Something else that I don’t remember my old man explaining was that the anguished speaker of this psalm is King David himself, not long after he got caught committing adultery with a bathing beauty named Bathsheba. He also had her husband, a great soldier in David’s own army, killed. YHWH sent an old prophet to scold the king. (Gee, why didn’t YHWH rebuke the king Himself?)
Anyway, a problem I have with this psalm is that it’s called “The Sinner’s Guide” to repentance, according to great old preachers like Charles Spurgeon (who, by the way, was my grandfather’s namesake, which maybe explains why my father liked this psalm so much). “Against You, You only have I sinned,” David prays. But that’s not true — no, not at all — not in this time of MeToo.

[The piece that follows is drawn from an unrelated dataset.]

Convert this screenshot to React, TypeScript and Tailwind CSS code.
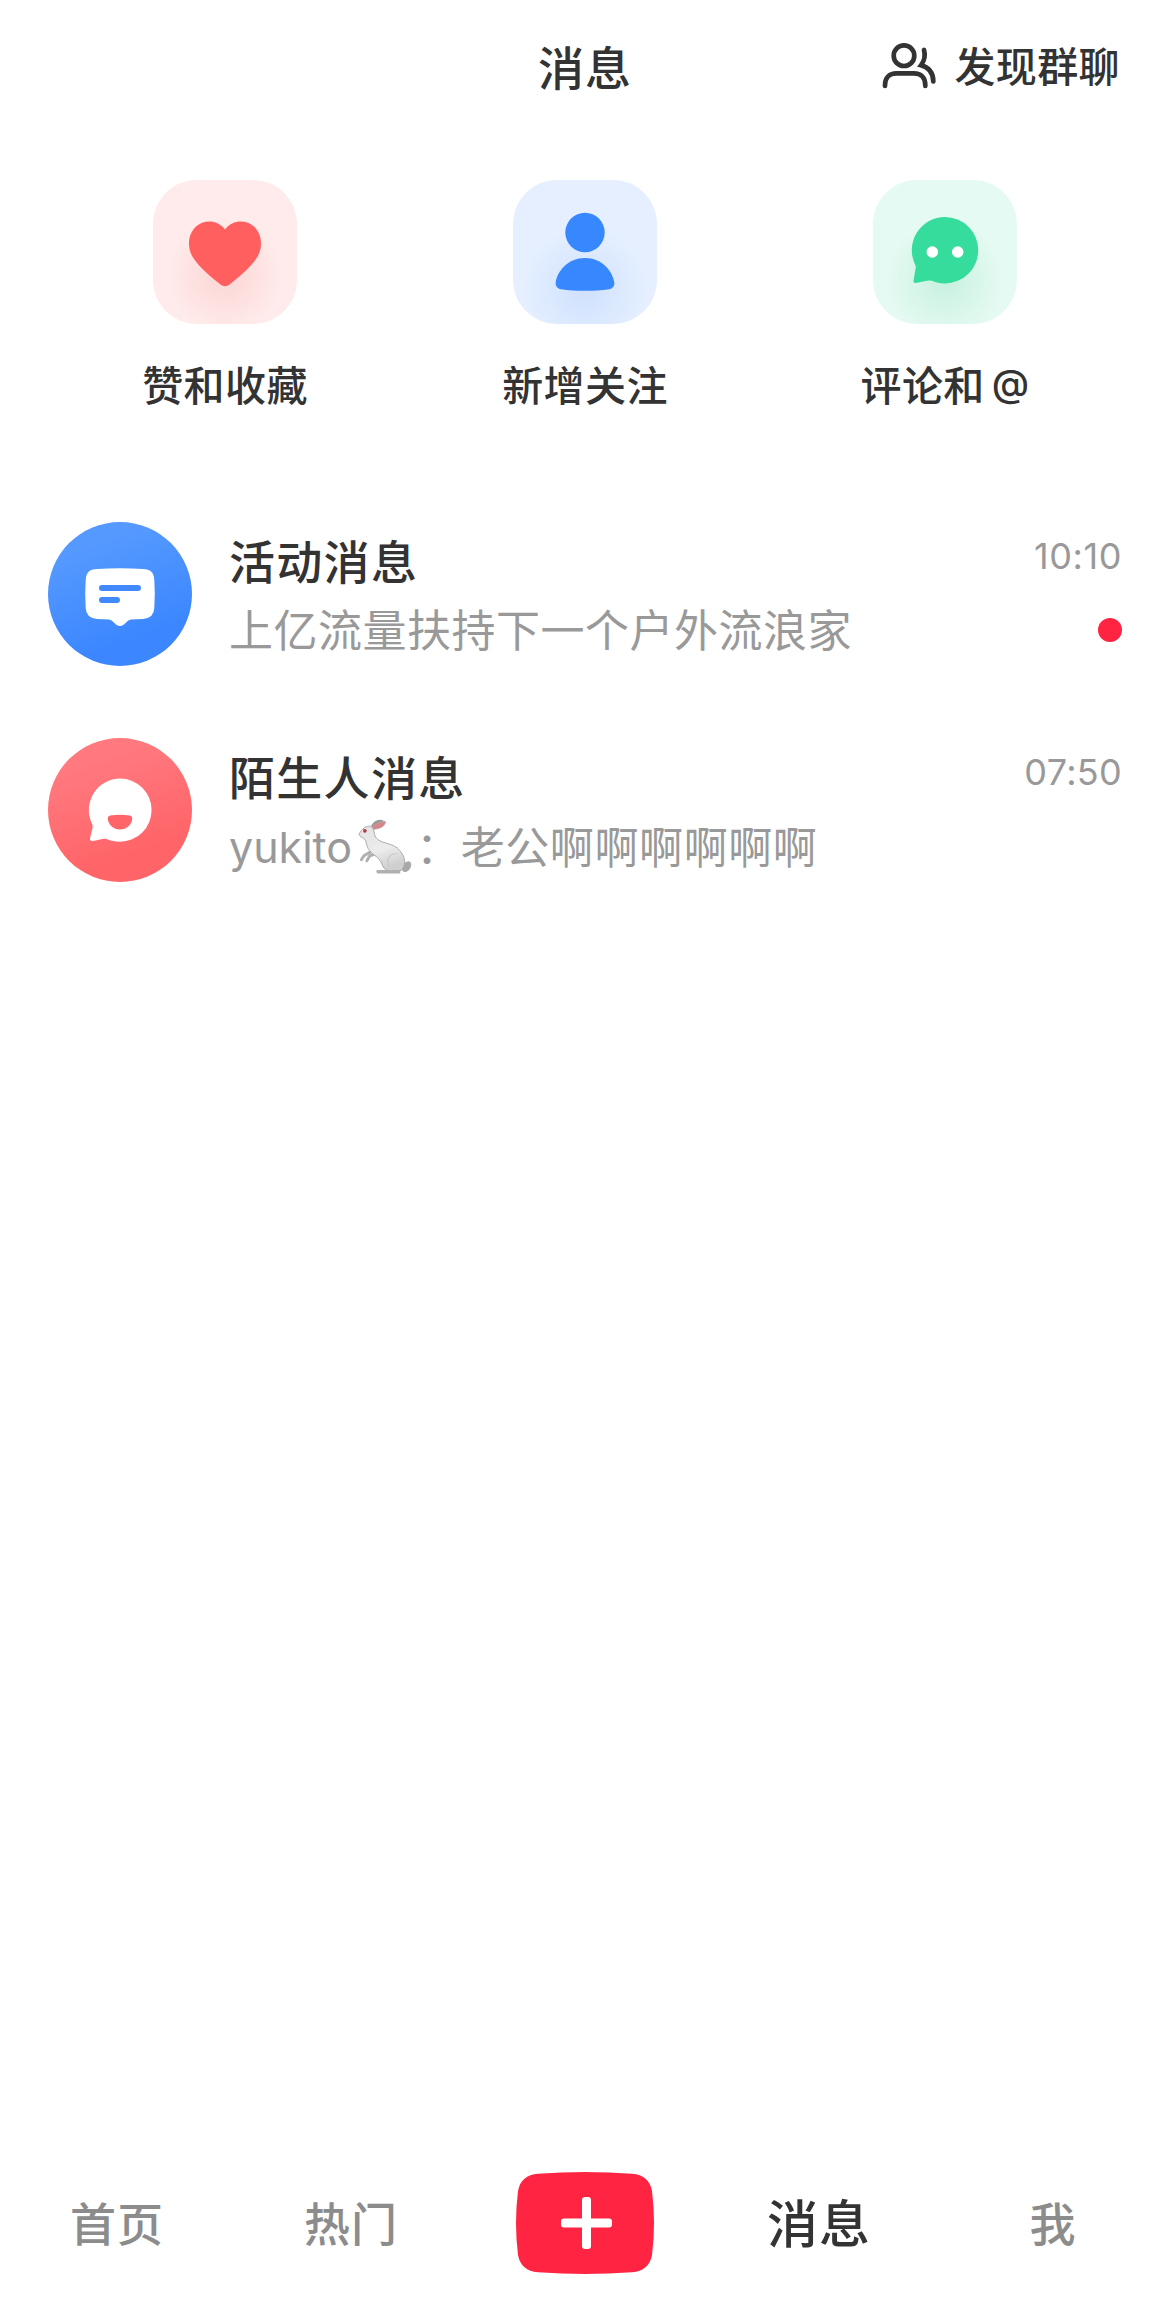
import React from "react";

function UsersIcon() {
  return (
    <svg width="54" height="48" viewBox="0 0 54 48" fill="none" stroke="#333" strokeWidth="4.700" strokeLinecap="round">
      <circle cx="22" cy="13.7" r="10.3" />
      <path d="M3 44V43C3 35.500 7.500 31.300 14.500 31.300H32C39 31.300 43.300 35.500 43.300 43V44" />
      <path d="M42 8C43.600 13.500 42.500 18.500 39 23.300C46.500 25.300 51.300 30.500 51.300 39.500" />
    </svg>
  );
}

function HeartIcon() {
  return (
    <svg width="144" height="144" viewBox="0 0 144 144">
      <path fill="#ff5f5f" d="M72 49.500C64 38.500 50 40 43 46.500C34.500 54.500 34 68 40 77.500C46 87 58 97 67.500 104.500C70.500 106.700 73.500 106.700 76.500 104.500C86 97 98 87 104 77.500C110 68 109.500 54.500 101 46.500C94 40 80 38.500 72 49.500Z" />
    </svg>
  );
}

function PersonIcon() {
  return (
    <svg width="144" height="144" viewBox="0 0 144 144" fill="#3787ff">
      <circle cx="72" cy="52.500" r="19.700" />
      <path d="M72 78C89 78 99.500 91 101.300 102.500C101.800 106 99.500 108.800 96 109.200C81 111.300 63 111.300 48 109.200C44.500 108.800 42.200 106 42.700 102.500C44.500 91 55 78 72 78Z" />
    </svg>
  );
}

function CommentIcon() {
  return (
    <svg width="144" height="144" viewBox="0 0 144 144">
      <path fill="#35dc9b" d="M72 37A33.200 33.200 0 1 1 72 103.400C67 103.400 62.500 102.300 58.500 100.700C55 100 48 102.300 43 103C41 103.200 40.200 102 40.600 100.200L42.700 88C43 86.200 42.500 85.500 41.800 84A33.200 33.200 0 0 1 72 37Z" />
      <circle cx="59.300" cy="72" r="5.800" fill="#fff" />
      <circle cx="84.700" cy="72" r="5.800" fill="#fff" />
    </svg>
  );
}

function ActivityIcon() {
  return (
    <svg width="144" height="144" viewBox="0 0 144 144">
      <path fill="#fff" d="M49 47Q72 45.500 95 47Q106 47 106.300 58Q107.300 72 106.300 86Q106 96 95 97L83 97.500C78.500 98 77 104 72 104C67 104 65.500 98 61 97.500L49 97Q38 96 37.700 86Q36.700 72 37.700 58Q38 47 49 47Z" />
      <path d="M54 66H90M54 78H69" stroke="#4189fd" strokeWidth="6" strokeLinecap="round" />
    </svg>
  );
}

function StrangerIcon() {
  return (
    <svg width="144" height="144" viewBox="0 0 144 144">
      <path fill="#fff" d="M72 40.500A31.600 31.600 0 1 1 72 103.700C67 103.700 62.500 102.700 58.500 101C55 100 50 102.500 44.500 103C42.500 103.200 41.800 102 42 100.500L44.500 90C45 88 44.500 86.500 43.600 85A31.600 31.600 0 0 1 72 40.500Z" />
      <path fill="#ff6569" d="M62 77.500Q72 76 82 77.500Q85 78.500 84 82.500C80.500 94.500 63.500 94.500 60 82.500Q59 78.500 62 77.500Z" />
    </svg>
  );
}

function Rabbit() {
  return (
    <svg className="shrink-0" width="55" height="57" viewBox="0 0 56 57">
      <defs>
        <linearGradient id="fur" x1="0" y1="0" x2="0.300" y2="1">
          <stop offset="0" stopColor="#e2e2e2" />
          <stop offset="0.600" stopColor="#ececec" />
          <stop offset="1" stopColor="#cfcfcf" />
        </linearGradient>
      </defs>
      <path d="M13 8C16 2 21 0 26 2L25 5L17 9Z" fill="#999" />
      <path d="M13 10C18 5 23 3 28 3C28 8 22 11 14 11Z" fill="#d98488" stroke="#b9a4a4" strokeWidth="0.800" />
      <ellipse cx="49.500" cy="49" rx="4" ry="6" transform="rotate(35 49.500 49)" fill="#a9a9a9" />
      <path d="M13 34L6 38L3.500 42M18 36L12 38L9 43" fill="none" stroke="#b0b0b0" strokeWidth="3" strokeLinecap="round" strokeLinejoin="round" />
      <path d="M1 16C4 10 9 7 13 8C17 10 16 16 18 19C23 26 32 24 40 30C47 36 50 45 45 52C39 56 31 55 26 50C24 46 23 42 19 39C13 35 9 31 8 23C7 19 2 20 1 16Z" fill="url(#fur)" stroke="#a3a3a3" strokeWidth="0.900" />
      <path d="M32 49C28 41 33 35 40 36" fill="none" stroke="#c8c8c8" strokeWidth="1.200" />
      <path d="M20 52.500H43V56H20Q17 54 20 52.500Z" fill="#b0b0b0" />
      <circle cx="7" cy="12.500" r="1.900" fill="#b13b44" />
    </svg>
  );
}

const entries = [
  { label: "赞和收藏", at: false, Icon: HeartIcon, tile: "bg-[radial-gradient(circle_at_50%_66%,#fbd6d5_0%,#fddfde_22%,#ffebeb_48%)]" },
  { label: "新增关注", at: false, Icon: PersonIcon, tile: "bg-[radial-gradient(circle_at_50%_76%,#cfe0fe_0%,#d8e7fe_20%,#e5efff_48%)]" },
  { label: "评论和", at: true, Icon: CommentIcon, tile: "bg-[radial-gradient(circle_at_50%_70%,#c6f1df_0%,#d6f5e9_22%,#e5faf2_48%)]" },
];

const cjk = "font-['Noto_Sans_CJK_SC',sans-serif]";

export default function App() {
  return (
    <div className={`${cjk} flex h-[2313px] w-[1170px] flex-col bg-white text-[#333]`}>
      <header className="grid h-[132px] grid-cols-3 items-center px-[50px]">
        <span />
        <h1 className="mb-[3px] text-center text-[46px] leading-none font-medium tracking-[1px]">消息</h1>
        <div className="flex items-center justify-end gap-[18px]">
          <UsersIcon />
          <span className="mb-[4px] text-[41px] leading-none font-medium tracking-[0.400px]">发现群聊</span>
        </div>
      </header>

      <section className="grid grid-cols-3 px-[45px] pt-12">
        {entries.map(({ label, at, Icon, tile }) => (
          <div key={label} className="flex flex-col items-center">
            <div className={`size-36 rounded-[44px] ${tile}`}>
              <Icon />
            </div>
            <span className="mt-[39px] flex h-[41px] text-[41px] leading-[41px] font-medium tracking-[0.400px]">
              {label}
              {at && <span className="ml-[7px] font-[Inter] text-[38px] font-medium">@</span>}
            </span>
          </div>
        ))}
      </section>

      <main className="mt-[118px] flex flex-1 flex-col gap-[72px] px-12">
        <article className="flex h-36">
          <div className="size-36 shrink-0 rounded-full bg-linear-160 from-[#5599ff] from-20% to-[#3c87ff] to-75%">
            <ActivityIcon />
          </div>
          <div className="ml-[37px] flex flex-1 flex-col">
            <div className="mt-[13px] flex h-12 justify-between">
              <h2 className="text-[46px] leading-[48px] font-medium tracking-[1.300px]">活动消息</h2>
              <time className="mt-px font-[Inter] text-[36px] leading-[40px] tracking-[0.600px] text-[#999]">10:10</time>
            </div>
            <div className="mt-[21px] flex h-12 justify-between">
              <p className="text-[44px] leading-[48px] tracking-[0.500px] text-[#999]">上亿流量扶持下一个户外流浪家</p>
              <span className="mt-[14px] size-6 rounded-full bg-[#ff2442]" />
            </div>
          </div>
        </article>
        <article className="flex h-36">
          <div className="size-36 shrink-0 rounded-full bg-linear-160 from-[#ff797f] from-20% to-[#ff6468] to-75%">
            <StrangerIcon />
          </div>
          <div className="ml-[37px] flex flex-1 flex-col">
            <div className="mt-[13px] flex h-12 justify-between">
              <h2 className="text-[46px] leading-[48px] font-medium tracking-[1.300px]">陌生人消息</h2>
              <time className="mt-px font-[Inter] text-[36px] leading-[40px] tracking-[0.300px] text-[#999]">07:50</time>
            </div>
            <div className="mt-[22px] flex h-12 items-center text-[44px] leading-[48px] text-[#999]">
              <span className="mt-[3px] font-[Inter] text-[43px]">yukito</span>
              <span className="mt-[2px] ml-[6px] flex">
                <Rabbit />
              </span>
              <span className="ml-[3px] tracking-[0.600px]">：老公啊啊啊啊啊啊</span>
            </div>
          </div>
        </article>
      </main>

      <nav className="mb-[24px] grid h-[132px] grid-cols-5 items-center text-center text-[46px] leading-none font-medium tracking-[1px] text-[#8c8c8c]">
        <span className="mb-[5px]">首页</span>
        <span className="mb-[5px]">热门</span>
        <span className="flex justify-center">
          <svg width="138" height="102" viewBox="0 0 138 102">
            <path fill="#ff2442" d="M22 1.800Q69 -1.800 116 1.800Q133 3 136 19Q140 51 136 83Q133 99 116 100.200Q69 103.800 22 100.200Q5 99 2 83Q-2 51 2 19Q5 3 22 1.800Z" />
            <rect x="66" y="25" width="9" height="52" rx="3" fill="#fff" />
            <rect x="45" y="46.500" width="51" height="9" rx="3" fill="#fff" />
          </svg>
        </span>
        <span className="mb-[3px] text-[51px] text-[#333]">消息</span>
        <span className="mb-[5px]">我</span>
      </nav>
    </div>
  );
}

David didn’t just sin against his god — in other words, against the conscience of his culture. He also sinned against the powerless woman who had no choice but to have sex with the king. He sinned against her husband, whose death he all but guaranteed. (Why didn’t YHWH intervene?) And he sinned against their lovechild whom YHWH made to grow ill and die to make David cry.

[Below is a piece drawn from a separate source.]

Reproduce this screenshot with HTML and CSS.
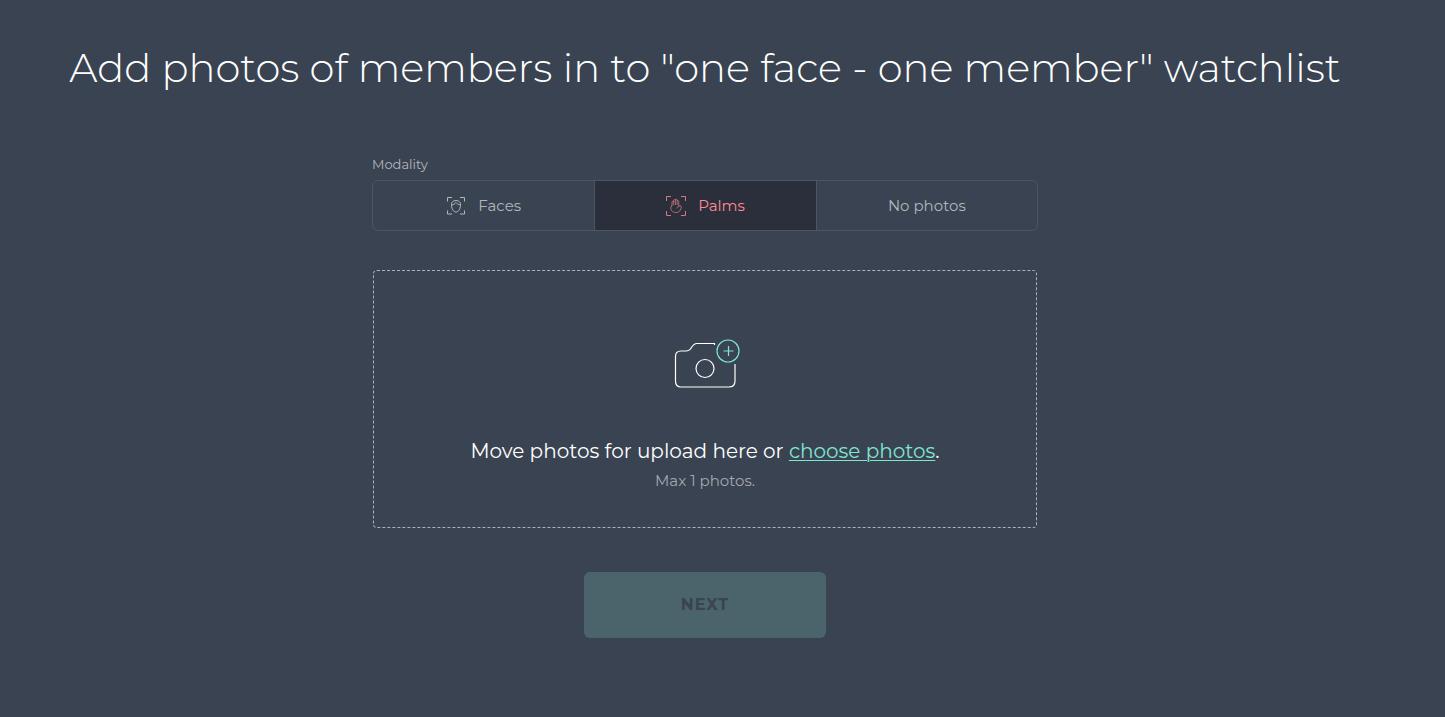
FILE: index.html
```html
<!DOCTYPE html>
<html lang="en">
<head>
<meta charset="utf-8">
<title>Add photos</title>
<link rel="stylesheet" href="styles.css">
</head>
<body>
<main class="page">
  <h1 class="title">Add photos of members in to "one face - one member" watchlist</h1>
  <form class="form">
    <div class="label" id="modality">Modality</div>
    <div class="segments" role="group" aria-labelledby="modality">
      <button type="button" class="segment" aria-pressed="false">
        <svg class="segment-icon" viewBox="0 0 20 20" aria-hidden="true">
          <path d="M1.500 5.500V1.500H6M14 1.500h4.500v4M1.500 14.500v3.500H6M14 18h4.500v-3.500"/>
          <path d="M10 4.500c-3.200 0-4.900 2-4.500 5.200.4 3.500 2 6.300 4.500 6.300s4.100-2.800 4.500-6.300C14.900 6.500 13.200 4.500 10 4.500zM6 9c1.600-.3 3-1 3.800-2.500C10.700 7.800 12.300 8.400 14 9"/>
        </svg>
        Faces
      </button>
      <button type="button" class="segment segment-active" aria-pressed="true">
        <svg class="segment-icon" viewBox="0 0 20 20" aria-hidden="true">
          <path d="M.5 5V.5H5M15 .5h4.500V5M.5 15v4.500H5M15 19.500h4.500V15"/>
          <path class="palm" d="M6 10V6c0-1.200 1.700-1.200 1.700 0V4.500c0-1.200 1.700-1.200 1.700 0V4c0-1.200 1.700-1.200 1.700 0v1.200c0-1.200 1.600-1 1.600.2v5.100c1.300-1.300 2.700-1 2.500.3-.3 3-1.700 5.700-5 5.700-4 0-6-2.700-5.200-5.500L6 9M7.700 6v3M9.400 4.500V9M11.100 5.200V9M12.700 10.500c-1 .2-1.800 1-2 2"/>
        </svg>
        Palms
      </button>
      <button type="button" class="segment" aria-pressed="false">No photos</button>
    </div>
    <div class="dropzone">
      <svg class="camera" viewBox="0 0 68 50" aria-hidden="true">
        <path d="M41.500 6V4.500H24c-3 0-4 1.500-5.500 4S16 12 13 12H8c-3.500 0-5.500 2-5.500 5.500V42c0 4 2 6 5.500 6h48c4 0 6-2 6-6V25"/>
        <circle cx="32" cy="29.500" r="9"/>
        <g class="camera-plus">
          <circle cx="55" cy="12" r="11"/>
          <path d="M55.500 7v10M50.500 12h10"/>
        </g>
      </svg>
      <p class="prompt">Move photos for upload here or <a class="choose" href="#">choose photos</a>.</p>
      <p class="hint">Max 1 photos.</p>
    </div>
    <button type="submit" class="next" disabled>NEXT</button>
  </form>
</main>
</body>
</html>
```
FILE: styles.css
```css
* {
  box-sizing: border-box;
}

body {
  margin: 0;
  background: #3a4351;
  color: #fff;
  font-family: Montserrat, Inter, sans-serif;
}

.page {
  padding: 40px 35px 40px 0;
}

.title {
  margin: 0;
  font-size: 40px;
  line-height: 56px;
  font-weight: 300;
  text-align: center;
}

.form {
  display: flex;
  flex-direction: column;
  max-width: 666px;
  margin: 58px auto 0;
}

.label {
  font-size: 13px;
  line-height: 20px;
  color: #b2b8be;
}

.segments {
  display: grid;
  grid-template-columns: repeat(3, 1fr);
  margin-top: 6px;
  border: 1px solid #4c5563;
  border-radius: 6px;
  overflow: hidden;
}

.segment {
  display: flex;
  align-items: center;
  justify-content: center;
  gap: 12px;
  height: 49px;
  padding: 0;
  border: 0;
  background: transparent;
  color: #b0b7bd;
  font-family: inherit;
  font-size: 15px;
}

.segment + .segment {
  border-left: 1px solid #4c5563;
}

.segment-active {
  background: #2a2f3b;
  color: #ff8a93;
}

.segment-icon {
  width: 20px;
  height: 20px;
  fill: none;
  stroke: currentColor;
  stroke-width: 1;
}

.segment-active .segment-icon {
  opacity: 0.8;
}

.palm {
  stroke-width: 0.8;
}

.dropzone {
  display: flex;
  flex-direction: column;
  align-items: center;
  margin: 39px 1px 0;
  padding: 68px 20px 34px;
  border: 1px dashed #a9b3bb;
  border-radius: 4px;
}

.camera {
  width: 68px;
  height: 50px;
  margin-left: 4px;
  fill: none;
  stroke: #fff;
  stroke-width: 1.2;
}

.camera-plus {
  stroke: #7ee6d0;
}

.prompt {
  margin: 48px 0 0;
  font-size: 20px;
  line-height: 28px;
}

.choose {
  color: #7ee6d0;
  text-underline-offset: 2px;
  text-decoration-thickness: 1px;
}

.hint {
  margin: 4px 0 0;
  font-size: 15px;
  line-height: 24px;
  color: #a3a8af;
}

.next {
  align-self: center;
  width: 242px;
  height: 66px;
  margin-top: 44px;
  padding: 0 0 2px;
  border: 0;
  border-radius: 6px;
  background: #4b646b;
  color: #3a4351;
  font-family: inherit;
  font-size: 16px;
  font-weight: 700;
  letter-spacing: 1px;
}
```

Old King David must have been a real piece of work — a war hero, sure, but also an adulterer, a murderer, an eater of holy bread meant only for priests, and a first-class narcissist to boot. (Cain was cursed for his offering of grain; David was blessed for eating the temple’s shewbread.) Yes, even a self-centered king needs to own up to his evil ways, ask forgiveness, and make amends.